The film’s climax finally frees viewers from the features of its time and place. Set in another cleansing space where everyone ends up naked, it’s a bathhouse, or maybe it’s a church, or perhaps a home model of the Colosseum to host the story’s final battle. The enemies here, however, are phantoms: Arkadyev’s main adversary is a mirror. The character speaks about this directly and can barely look at his own reflection in his dressing room before performing his formulaic, tired act. Maybe he’s actually the monkey taking the pictures on the beach? If so, how does he finally become a human being? Over the course of the movie, Arkadyev also begins to serve as a reflection for the audience.
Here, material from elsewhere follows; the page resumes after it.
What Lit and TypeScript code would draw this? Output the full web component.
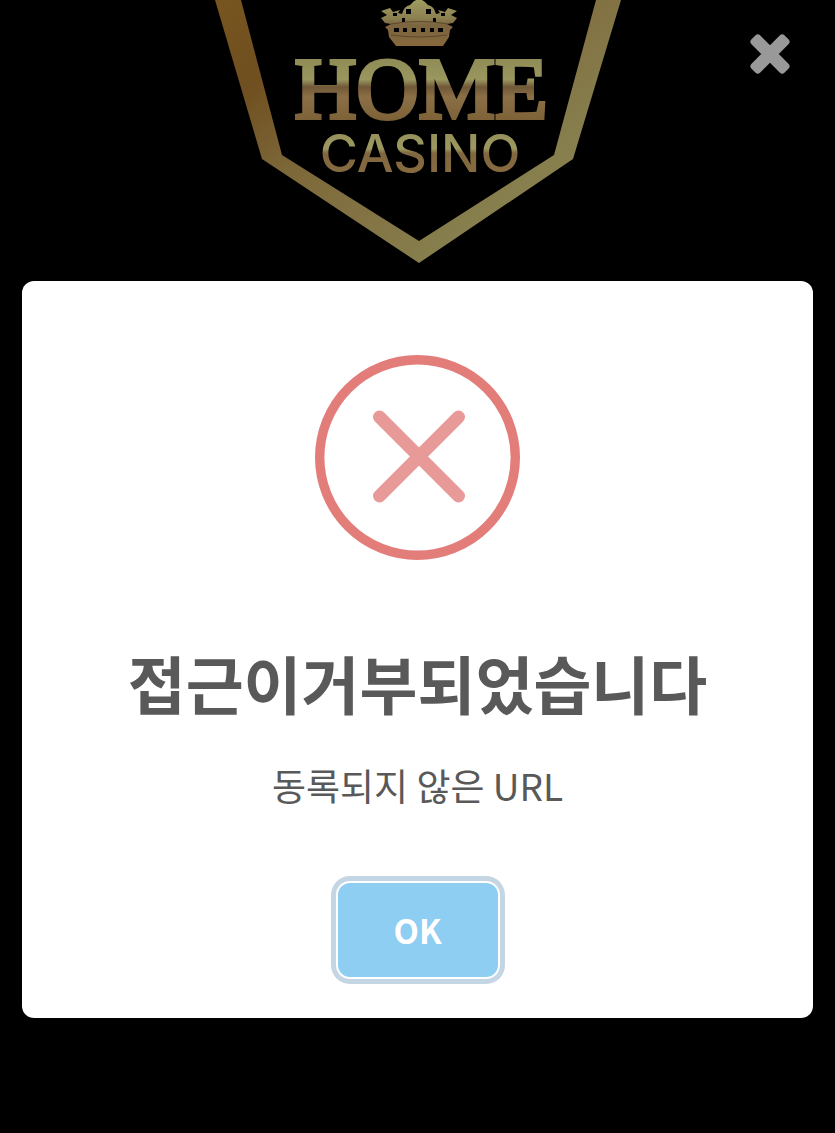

This past New Year’s Eve, the state TV station Pervyi Kanal released an unexpectedly audacious parody show, titled “Little Blue Urgant” (modeled on the popular musical variety show that aired from the 1960s to the mid-1980s). Danila Cross and Ilya Sobolev — two fearless young stand-up comics who aren’t typically allowed on network television — joined the “trolling show,” dressed in 1980s suits, appearing as “a satirist” and “a humorist.” On the show, they recited verbatim monologues by the Soviet comedians Mikhail Zadornov and Yan Arlazorov. The program’s organizers say they expected these long-obsolete texts to elicit hysterical laughter from the audience precisely because the jokes were so tired and artificial. It’s hard to say if this experiment was a complete success. Faced with the national humor of the very recent past, the public refused to recognize its former self and genuinely wondered what was supposed to be so funny.

“The Humorist” shows that Russians haven’t come very far from those days, and demonstrates how rapidly they’re looping back to these times again. When the credits roll to a song by the rapper Face, for some reason it’s not at all surprising to hear him struggling with the same questions that tormented Arkadyev. And there’s really nothing funny about it.